With free-trade agreements, officials aim to double bilateral trade by 2015

More Chinese investment in Pakistan, especially in the energy, infrastructure, agriculture and technology sectors, will help lift the nation's economy to a new high, Pakistan's leader said.

Prime Minister Yousuf Raza Gilani called it a "win-win scenario".

Gilani, who began a four-day state visit to China on Tuesday, made the remarks at the Pakistan-China Entrepreneurs Forum held on Thursday.

Pakistani officials said their country could export more non-traditional goods such as "marble, leather, food and minerals" to China under the framework of China-Pakistan free-trade agreements (FTA), to realize the target of almost doubling bilateral trade to $15 billion by 2015. In the past, Pakistan exported mostly textile goods.

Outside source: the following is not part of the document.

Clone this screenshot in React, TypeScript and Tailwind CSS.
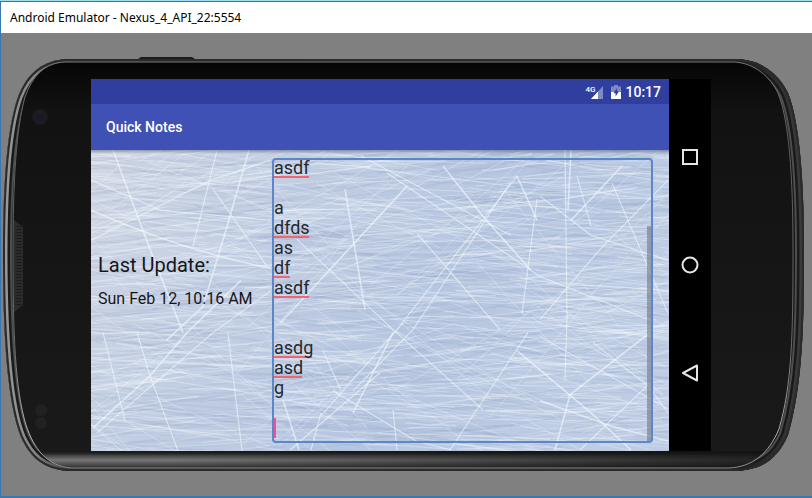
import React from "react";

function createRandom(seed: number) {
  let state = seed;
  return () => {
    state = (state * 1664525 + 1013904223) % 4294967296;
    return state / 4294967296;
  };
}

type Stroke = { d: string; color: string; width: number; opacity: number };

function makeStrokes(): Stroke[] {
  const rnd = createRandom(42);
  const strokes: Stroke[] = [];
  for (let i = 0; i < 1500; i++) {
    const x = rnd() * 680 - 90;
    const y = rnd() * 310 - 5;
    const len = 40 + rnd() * 110;
    const slope = (rnd() - 0.5) * 0.36;
    const dark = rnd() < 0.42;
    const bend = (rnd() - 0.5) * 8;
    strokes.push({
      d: `M${x.toFixed(1)} ${y.toFixed(1)}q${(len / 2).toFixed(1)} ${((slope * len) / 2 + bend).toFixed(1)} ${len.toFixed(1)} ${(slope * len).toFixed(1)}`,
      color: dark ? "#8b9dbf" : "#f8fcff",
      width: dark ? 0.8 + rnd() * 1.6 : 0.5 + rnd() * 0.8,
      opacity: dark ? 0.14 : 0.32,
    });
  }
  for (let i = 0; i < 150; i++) {
    const x = rnd() * 680 - 80;
    const y = rnd() * 300;
    const len = 90 + rnd() * 160;
    const angle = (rnd() - 0.5) * 1.8;
    const dx = Math.cos(angle) * len;
    const dy = Math.sin(angle) * len;
    strokes.push({
      d: `M${x.toFixed(1)} ${y.toFixed(1)}q${(dx / 2).toFixed(1)} ${(dy / 2 + 4).toFixed(1)} ${dx.toFixed(1)} ${dy.toFixed(1)}`,
      color: "#f4fbff",
      width: 0.8,
      opacity: 0.36,
    });
  }
  return strokes;
}

const fineStrokes = makeStrokes();

const longScratches = [
  "M22 0L44 59L61 104L92 182",
  "M46 182L59 225L87 300",
  "M12 182L34 270",
  "M2 277L59 225L96 182L150 130",
  "M6 282L122 182L180 140",
  "M137 182L151 300",
  "M158 0L137 73L112 156L75 190",
  "M126 0L102 96",
  "M122 39L176 116",
  "M0 60Q90 100 180 118",
  "M0 30L70 60L180 70",
  "M0 90L120 30L180 10",
  "M254 39L274 159",
  "M426 26L306 179L230 265",
  "M419 33L322 179L262 240",
  "M352 16L392 66L440 120",
  "M296 23L449 126L560 170",
  "M206 89L302 179L392 259",
  "M316 36L189 173",
  "M446 49L431 163",
  "M326 83L409 179",
  "M426 26L446 70",
  "M270 6L420 85",
  "M474 0L476 166L474 230",
  "M480 0L477 60",
  "M521 33L577 163",
  "M449 169L509 99L577 30",
  "M531 16L480 70",
  "M449 46L500 85L577 110",
  "M486 26L500 76",
  "M302 182L262 262",
  "M302 259L306 299",
  "M437 182L359 299",
  "M426 200L500 262L540 299",
  "M289 222L199 299",
  "M242 240L325 290L360 299",
  "M192 249L208 299",
  "M230 262L220 299",
  "M502 192L557 235L577 262",
  "M559 182L479 244L464 299",
  "M489 299L557 234",
  "M449 186L577 258",
  "M449 250L520 275L577 290",
  "M232 200L250 240",
];

function IceBackground() {
  return (
    <svg
      className="absolute inset-0 h-full w-full"
      viewBox="0 0 578 300"
      preserveAspectRatio="none"
      aria-hidden="true"
    >
      <defs>
        <linearGradient id="ice" x1="0" y1="0" x2="1" y2="0.35">
          <stop offset="0" stopColor="#d2d8e5" />
          <stop offset="0.35" stopColor="#c2cee3" />
          <stop offset="0.7" stopColor="#b6c6e0" />
          <stop offset="1" stopColor="#becde4" />
        </linearGradient>
        <linearGradient id="barShadow" x1="0" y1="0" x2="0" y2="1">
          <stop offset="0" stopColor="#4a5470" stopOpacity="0.5" />
          <stop offset="1" stopColor="#4a5470" stopOpacity="0" />
        </linearGradient>
      </defs>
      <rect width="578" height="300" fill="url(#ice)" />
      <g fill="none">
        {fineStrokes.map((s, i) => (
          <path key={i} d={s.d} stroke={s.color} strokeWidth={s.width} opacity={s.opacity} />
        ))}
        {longScratches.map((d, i) => (
          <path key={d} d={d} stroke="#f3fbff" strokeWidth={i % 3 === 0 ? 1.6 : 1.1} opacity={0.6} />
        ))}
      </g>
      <rect width="578" height="4" fill="url(#barShadow)" />
    </svg>
  );
}

function PhoneBody() {
  const outer =
    "M67 26H735C764 27 779 44 787 60C800 92 803 160 803 220C803 300 801 352 787 402C776 427 760 438 730 438H67C42 436 29 424 20 404C6 370 2 300 2 220C2 150 6 95 17 64C26 40 42 27 67 26Z";
  const inner =
    "M64 29H733C754 30 769 44 777 60C790 92 792 160 792 220C792 300 791 352 778 396C768 420 752 434 728 435H70C46 433 33 416 25 392C14 356 12 300 12 220C12 150 15 96 24 64C32 42 44 30 64 29Z";
  return (
    <svg
      className="absolute inset-0 h-full w-full"
      viewBox="0 0 811 463"
      preserveAspectRatio="none"
      aria-hidden="true"
    >
      <defs>
        <linearGradient id="rim" x1="0" x2="1" y1="0" y2="0">
          <stop offset="0" stopColor="#9a9a9a" />
          <stop offset="0.04" stopColor="#858585" />
          <stop offset="0.09" stopColor="#2c2c2c" />
          <stop offset="0.92" stopColor="#1c1c1c" />
          <stop offset="1" stopColor="#3c3d40" />
        </linearGradient>
        <linearGradient id="face" x1="0" x2="0" y1="0" y2="1">
          <stop offset="0" stopColor="#060606" />
          <stop offset="0.12" stopColor="#121212" />
          <stop offset="1" stopColor="#1a1a1a" />
        </linearGradient>
        <linearGradient id="lip" x1="0" x2="0" y1="0" y2="1">
          <stop offset="0" stopColor="#141414" stopOpacity="0" />
          <stop offset="0.25" stopColor="#444444" />
          <stop offset="0.5" stopColor="#767676" />
          <stop offset="0.8" stopColor="#464646" />
          <stop offset="1" stopColor="#1c1c1c" />
        </linearGradient>
        <linearGradient id="lipFade" x1="0" x2="1" y1="0" y2="0">
          <stop offset="0.2" stopColor="#111111" stopOpacity="0" />
          <stop offset="1" stopColor="#111111" stopOpacity="0.85" />
        </linearGradient>
        <linearGradient id="edge" x1="0" x2="0" y1="0" y2="1">
          <stop offset="0" stopColor="#777777" />
          <stop offset="0.2" stopColor="#5c5c5c" />
          <stop offset="0.7" stopColor="#6a6a6a" />
          <stop offset="0.92" stopColor="#b8b8b8" />
          <stop offset="1" stopColor="#8c8c8c" />
        </linearGradient>
        <clipPath id="outerClip">
          <path d={outer} />
        </clipPath>
        <clipPath id="faceClip">
          <path d={inner} />
        </clipPath>
      </defs>
      <path d="M137 26L140 24H191L194 26Z" fill="#1c1c1c" />
      <g clipPath="url(#outerClip)">
        <path d={outer} fill="#161616" />
        <path d={outer} fill="none" stroke="#4e4e50" strokeWidth="18" />
        <path d={outer} fill="none" stroke="#1a1a1a" strokeWidth="14" />
        <path d={outer} fill="none" stroke="url(#rim)" strokeWidth="9" />
        <path d={outer} fill="none" stroke="#2a2a2a" strokeWidth="4" />
      </g>
      <path d={inner} fill="url(#face)" />
      <g clipPath="url(#faceClip)">
        <rect x="12" y="418" width="780" height="18" fill="url(#lip)" />
        <rect x="12" y="418" width="780" height="18" fill="url(#lipFade)" />
        <path d="M12 186L22 194V272L12 280Z" fill="#2b2b2b" />
        <path d="M18 193V273" stroke="#1b1b1b" strokeWidth="5" strokeDasharray="1 2" />
      </g>
      <path d={inner} fill="none" stroke="url(#edge)" />
      <circle cx="39" cy="84" r="8" fill="#1b1b20" />
      <circle cx="39" cy="84" r="3" fill="#181830" />
      <circle cx="40" cy="377" r="6" fill="#212121" />
      <circle cx="40" cy="390" r="6" fill="#212121" />
    </svg>
  );
}

function StatusIcons() {
  return (
    <div className="flex items-center gap-2">
      <div className="flex">
        <span className="text-[8px] leading-[10px] font-medium">4G</span>
        <svg className="-ml-1 h-[14px] w-3" viewBox="0 0 12 14" aria-label="Signal">
          <path d="M12 1V14H0Z" fill="#8089c5" />
          <path d="M7 6.5V14H0Z" fill="#ffffff" />
        </svg>
      </div>
      <svg className="h-[14px] w-[10px]" viewBox="0 0 10 14" aria-label="Battery charging">
        <path d="M3 0H7V1.500H10V7H0V1.500H3Z" fill="#8089c5" />
        <path d="M0 7H10V14H0Z" fill="#ffffff" />
        <path d="M6 3L2.500 8.300H4.600V11.500L8 6.300H6Z" fill="#303f9f" />
      </svg>
    </div>
  );
}

const noteLines = [
  { text: "asdf", mark: "w-[35px]" },
  { text: "", mark: "" },
  { text: "a", mark: "" },
  { text: "dfds", mark: "w-[35px]" },
  { text: "as", mark: "" },
  { text: "df", mark: "w-4" },
  { text: "asdf", mark: "w-[35px]" },
  { text: "", mark: "" },
  { text: "", mark: "" },
  { text: "asdg", mark: "w-[38px]" },
  { text: "asd", mark: "w-7" },
  { text: "g", mark: "" },
  { text: "", mark: "" },
];

function NoteEditor() {
  return (
    <div className="-ml-px grid min-w-0 flex-1 overflow-hidden rounded-[4px] border-2 border-[#5b87c6]">
      <div className="col-start-1 row-start-1 -mt-0.5 flex flex-col" aria-hidden="true">
        {noteLines.map((line, i) => (
          <div key={i} className="flex h-5 items-end">
            {line.mark && <div className={`h-[2px] bg-[#ef6672] ${line.mark}`} />}
          </div>
        ))}
        <div className="h-5 w-[2px] bg-[#f0509a]" />
      </div>
      <textarea
        aria-label="Note"
        spellCheck={false}
        defaultValue={noteLines.map((line) => line.text).join("\n")}
        className="col-start-1 row-start-1 -mt-0.5 resize-none overflow-hidden bg-transparent text-[18px] leading-5 text-[#25282d] outline-none"
      />
      <div
        className="pointer-events-none col-start-1 row-start-1 mt-[66px] w-1 justify-self-end bg-[#66707f]/55"
        aria-hidden="true"
      />
    </div>
  );
}

function NavigationBar() {
  const icon = "h-[18px] w-[18px] fill-none stroke-[#e6e6e6] stroke-2";
  const button = "flex flex-1 items-center justify-center";
  return (
    <nav className="flex w-[42px] flex-col bg-black py-6">
      <button type="button" aria-label="Overview" className={button}>
        <svg className={icon} viewBox="0 0 18 18">
          <rect x="2" y="2" width="14" height="14" />
        </svg>
      </button>
      <button type="button" aria-label="Home" className={button}>
        <svg className={icon} viewBox="0 0 18 18">
          <circle cx="9" cy="9" r="7.500" />
        </svg>
      </button>
      <button type="button" aria-label="Back" className={button}>
        <svg className={icon} viewBox="0 0 18 18">
          <path d="M16 1.500V16.500L2 9Z" strokeLinejoin="round" />
        </svg>
      </button>
    </nav>
  );
}

export default function App() {
  return (
    <div className="flex min-h-screen flex-col border-t border-t-[#9fdcf3] bg-[#808080] font-['Roboto',sans-serif]">
      <div className="flex flex-1 flex-col border-t border-b-2 border-l border-[#3a78ae]">
        <header className="flex h-[31px] items-center bg-white px-[9px]">
          <h1 className="font-['Noto_Sans',sans-serif] text-[12px] leading-4 text-black">
            Android Emulator - Nexus_4_API_22:5554
          </h1>
        </header>
        <main className="relative flex flex-1 pt-[46px] pr-[101px] pb-[45px] pl-[90px]">
          <PhoneBody />
          <div className="relative flex min-w-0 flex-1">
            <section className="flex min-w-0 flex-1 flex-col">
              <div className="flex h-[25px] items-center justify-end gap-1 bg-[#303f9f] pr-2 text-white">
                <StatusIcons />
                <span className="text-[14px] leading-5 font-medium">10:17</span>
              </div>
              <div className="flex h-[46px] items-center bg-[#3f51b5] px-[15px]">
                <h2 className="text-[14px] leading-5 font-medium text-white">Quick Notes</h2>
              </div>
              <div className="relative flex flex-1">
                <IceBackground />
                <div className="relative flex min-w-0 flex-1 py-2 pr-4">
                  <div className="flex w-[182px] flex-col justify-center gap-3 pb-10 pl-[7px] text-[#14161a]">
                    <p className="text-[20px] leading-6">Last Update:</p>
                    <p className="text-[16px] leading-5">Sun Feb 12, 10:16 AM</p>
                  </div>
                  <NoteEditor />
                </div>
              </div>
            </section>
            <NavigationBar />
          </div>
        </main>
      </div>
    </div>
  );
}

"As China diversifies its economy, with special emphasis on the development of its western regions, and shifts to high technology, the economic transition makes it attractive for Chinese companies to relocate and establish manufacturing bases in Pakistan," Gilani said.

"I would urge Chinese corporations to focus on Pakistan in their strategic business plans."

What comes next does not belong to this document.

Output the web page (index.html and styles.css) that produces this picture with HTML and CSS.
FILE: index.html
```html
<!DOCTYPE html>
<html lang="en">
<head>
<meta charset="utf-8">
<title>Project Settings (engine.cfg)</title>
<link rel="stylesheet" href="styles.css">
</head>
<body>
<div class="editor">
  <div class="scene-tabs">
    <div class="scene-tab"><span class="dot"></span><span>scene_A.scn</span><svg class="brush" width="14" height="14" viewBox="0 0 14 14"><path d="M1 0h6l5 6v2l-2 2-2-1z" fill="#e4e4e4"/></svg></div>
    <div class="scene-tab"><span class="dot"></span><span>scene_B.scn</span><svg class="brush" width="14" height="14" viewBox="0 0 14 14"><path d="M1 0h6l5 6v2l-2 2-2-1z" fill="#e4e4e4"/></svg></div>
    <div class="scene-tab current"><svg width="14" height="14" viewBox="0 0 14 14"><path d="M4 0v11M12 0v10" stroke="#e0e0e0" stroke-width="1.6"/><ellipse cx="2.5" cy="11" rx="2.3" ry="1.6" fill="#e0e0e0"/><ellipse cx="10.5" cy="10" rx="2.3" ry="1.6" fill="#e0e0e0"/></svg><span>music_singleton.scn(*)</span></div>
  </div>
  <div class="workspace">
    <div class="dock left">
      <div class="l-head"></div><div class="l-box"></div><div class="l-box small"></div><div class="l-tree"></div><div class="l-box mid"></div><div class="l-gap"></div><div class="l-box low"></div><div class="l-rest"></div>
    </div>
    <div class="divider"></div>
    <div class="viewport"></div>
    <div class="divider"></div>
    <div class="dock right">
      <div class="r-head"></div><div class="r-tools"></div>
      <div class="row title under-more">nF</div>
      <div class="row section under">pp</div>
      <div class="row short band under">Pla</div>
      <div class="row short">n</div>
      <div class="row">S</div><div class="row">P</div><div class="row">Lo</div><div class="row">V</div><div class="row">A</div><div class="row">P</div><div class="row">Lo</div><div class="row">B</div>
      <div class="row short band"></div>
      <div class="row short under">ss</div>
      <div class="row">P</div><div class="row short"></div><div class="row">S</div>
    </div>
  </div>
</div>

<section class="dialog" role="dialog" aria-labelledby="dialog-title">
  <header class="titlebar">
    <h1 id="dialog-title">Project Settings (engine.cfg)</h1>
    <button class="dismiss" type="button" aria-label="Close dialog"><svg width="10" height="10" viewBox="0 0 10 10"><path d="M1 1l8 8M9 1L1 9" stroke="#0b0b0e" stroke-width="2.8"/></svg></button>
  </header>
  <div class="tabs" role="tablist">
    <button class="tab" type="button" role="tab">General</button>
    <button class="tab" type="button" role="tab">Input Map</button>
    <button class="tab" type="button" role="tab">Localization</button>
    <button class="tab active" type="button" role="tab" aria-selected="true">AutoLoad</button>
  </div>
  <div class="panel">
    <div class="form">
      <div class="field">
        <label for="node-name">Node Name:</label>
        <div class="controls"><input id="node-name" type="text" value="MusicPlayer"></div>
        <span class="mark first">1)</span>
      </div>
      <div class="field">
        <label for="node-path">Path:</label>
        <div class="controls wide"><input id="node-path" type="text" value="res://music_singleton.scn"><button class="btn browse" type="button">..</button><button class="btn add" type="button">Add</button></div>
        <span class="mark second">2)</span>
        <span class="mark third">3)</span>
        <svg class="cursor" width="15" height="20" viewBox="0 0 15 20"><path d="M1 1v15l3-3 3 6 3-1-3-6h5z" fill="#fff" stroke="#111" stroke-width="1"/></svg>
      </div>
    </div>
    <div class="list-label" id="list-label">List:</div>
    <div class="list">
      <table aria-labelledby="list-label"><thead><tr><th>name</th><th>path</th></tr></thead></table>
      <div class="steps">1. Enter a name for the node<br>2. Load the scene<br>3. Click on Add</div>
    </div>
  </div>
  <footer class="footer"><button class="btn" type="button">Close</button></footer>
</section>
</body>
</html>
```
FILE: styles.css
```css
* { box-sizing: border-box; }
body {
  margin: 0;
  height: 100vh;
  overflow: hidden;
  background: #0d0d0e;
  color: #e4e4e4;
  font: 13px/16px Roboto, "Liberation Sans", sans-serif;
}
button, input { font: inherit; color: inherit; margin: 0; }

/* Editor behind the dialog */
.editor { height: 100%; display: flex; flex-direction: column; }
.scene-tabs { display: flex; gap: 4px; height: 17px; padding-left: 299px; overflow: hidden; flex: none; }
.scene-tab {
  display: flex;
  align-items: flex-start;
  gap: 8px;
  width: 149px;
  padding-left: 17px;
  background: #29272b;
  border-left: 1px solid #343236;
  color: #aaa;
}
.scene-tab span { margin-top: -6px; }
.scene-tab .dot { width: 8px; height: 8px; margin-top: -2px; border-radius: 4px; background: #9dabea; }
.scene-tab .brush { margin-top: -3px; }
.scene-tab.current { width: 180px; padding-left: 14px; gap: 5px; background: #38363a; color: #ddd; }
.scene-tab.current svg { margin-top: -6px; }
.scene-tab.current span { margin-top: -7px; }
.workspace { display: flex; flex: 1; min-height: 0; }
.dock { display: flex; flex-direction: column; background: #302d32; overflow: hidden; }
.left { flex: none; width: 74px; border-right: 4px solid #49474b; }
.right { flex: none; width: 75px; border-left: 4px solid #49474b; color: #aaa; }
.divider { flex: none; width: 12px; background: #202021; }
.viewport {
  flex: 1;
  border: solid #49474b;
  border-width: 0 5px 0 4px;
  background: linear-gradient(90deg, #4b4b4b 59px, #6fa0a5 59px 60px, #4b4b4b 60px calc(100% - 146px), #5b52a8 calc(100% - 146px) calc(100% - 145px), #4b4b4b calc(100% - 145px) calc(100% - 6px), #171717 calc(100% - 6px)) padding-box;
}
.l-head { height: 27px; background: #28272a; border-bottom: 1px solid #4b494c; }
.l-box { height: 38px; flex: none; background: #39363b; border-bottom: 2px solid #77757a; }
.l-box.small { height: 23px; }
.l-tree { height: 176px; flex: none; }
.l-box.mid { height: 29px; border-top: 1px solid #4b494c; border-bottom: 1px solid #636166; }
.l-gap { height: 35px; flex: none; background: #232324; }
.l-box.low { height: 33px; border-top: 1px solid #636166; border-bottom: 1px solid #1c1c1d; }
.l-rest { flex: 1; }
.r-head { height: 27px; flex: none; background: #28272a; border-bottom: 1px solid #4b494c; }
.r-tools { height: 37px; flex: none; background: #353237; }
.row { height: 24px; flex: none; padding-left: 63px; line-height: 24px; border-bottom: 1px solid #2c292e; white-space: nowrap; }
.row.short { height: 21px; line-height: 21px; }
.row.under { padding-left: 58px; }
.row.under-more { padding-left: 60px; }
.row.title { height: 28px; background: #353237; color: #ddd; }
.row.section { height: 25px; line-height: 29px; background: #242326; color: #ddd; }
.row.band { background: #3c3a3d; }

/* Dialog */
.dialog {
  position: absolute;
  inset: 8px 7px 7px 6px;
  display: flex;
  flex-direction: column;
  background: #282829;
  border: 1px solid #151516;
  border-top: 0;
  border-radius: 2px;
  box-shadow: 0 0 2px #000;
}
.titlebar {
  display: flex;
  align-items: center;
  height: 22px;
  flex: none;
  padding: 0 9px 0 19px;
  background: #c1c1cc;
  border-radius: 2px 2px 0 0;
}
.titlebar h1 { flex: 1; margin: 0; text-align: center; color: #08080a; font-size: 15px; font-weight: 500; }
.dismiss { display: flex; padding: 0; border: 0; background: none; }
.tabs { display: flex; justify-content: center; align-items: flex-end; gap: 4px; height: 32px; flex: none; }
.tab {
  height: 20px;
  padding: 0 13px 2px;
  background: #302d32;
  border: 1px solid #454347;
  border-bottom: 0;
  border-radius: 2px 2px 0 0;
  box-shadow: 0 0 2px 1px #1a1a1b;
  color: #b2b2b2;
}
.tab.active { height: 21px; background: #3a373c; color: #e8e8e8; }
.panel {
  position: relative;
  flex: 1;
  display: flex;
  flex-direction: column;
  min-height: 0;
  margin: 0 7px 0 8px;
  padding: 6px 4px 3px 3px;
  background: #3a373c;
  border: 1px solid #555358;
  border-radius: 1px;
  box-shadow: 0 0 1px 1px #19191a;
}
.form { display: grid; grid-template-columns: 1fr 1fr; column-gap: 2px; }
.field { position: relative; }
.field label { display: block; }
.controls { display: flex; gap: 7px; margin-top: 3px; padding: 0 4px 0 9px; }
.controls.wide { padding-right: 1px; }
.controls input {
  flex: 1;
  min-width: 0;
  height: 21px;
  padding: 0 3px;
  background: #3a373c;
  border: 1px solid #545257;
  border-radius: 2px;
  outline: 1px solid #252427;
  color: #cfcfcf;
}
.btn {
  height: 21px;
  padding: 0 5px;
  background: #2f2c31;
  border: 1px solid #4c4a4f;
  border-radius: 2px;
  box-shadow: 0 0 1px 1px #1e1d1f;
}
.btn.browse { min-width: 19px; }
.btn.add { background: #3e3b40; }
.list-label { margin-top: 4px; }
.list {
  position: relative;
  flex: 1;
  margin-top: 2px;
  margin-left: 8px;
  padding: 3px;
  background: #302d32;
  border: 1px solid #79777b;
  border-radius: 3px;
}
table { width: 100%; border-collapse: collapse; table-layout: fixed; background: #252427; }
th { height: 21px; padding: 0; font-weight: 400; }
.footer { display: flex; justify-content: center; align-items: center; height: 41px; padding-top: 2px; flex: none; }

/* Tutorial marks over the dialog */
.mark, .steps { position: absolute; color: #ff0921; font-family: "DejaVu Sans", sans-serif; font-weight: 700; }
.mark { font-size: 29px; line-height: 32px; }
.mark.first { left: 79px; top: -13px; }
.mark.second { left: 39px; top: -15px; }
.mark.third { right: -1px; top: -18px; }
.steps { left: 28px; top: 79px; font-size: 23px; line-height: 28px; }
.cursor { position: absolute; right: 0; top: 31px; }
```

The sectors that hold huge potential for Chinese companies are "infrastructure, energy and natural resources".

Pakistan suffered heavy monsoon flooding last year and incurred huge losses. Its government is now attempting to reinvigorate the economy, discussing with China a second joint five-year economic and trade program, as the first one expires this year.

"Pakistan is a developing country, and our strategic priority is development. We are developing infrastructure, not only in railroad links, but also building new cities, airports and expressways," Gilani said.

China has helped Pakistan build the port of Gwadar, in Balochistan, and the Karakoram Highway, connecting northern Pakistan to western China.

However, the unstable political situation and shortage of energy resulted in foreign direct investment (FDI) in Pakistan declining during recent months. According to Pakistan's central bank, FDI decreased by 28.6 percent to $1.23 billion in the 10 months leading up to April.

"As the political situation stabilizes and the economy keeps growing, there will be increased potential for investment, and Pakistan's exports will gradually pick up," said Wan Gang, China's minister of science and technology, at the forum.

The coming years will see more investment in "energy, infrastructure, telecommunications and agriculture," he said.

China Mobile Ltd, the world's largest mobile operator by market value, is planning to buy Pakistan operations from its parent, China Mobile Communications Corp, said China Mobile's Chairman Wang Jianzhou on Thursday.

The Asian Development Bank predicted that Pakistan's economy would grow by a moderate 2.5 percent in 2011, and by 3.7 percent in 2012.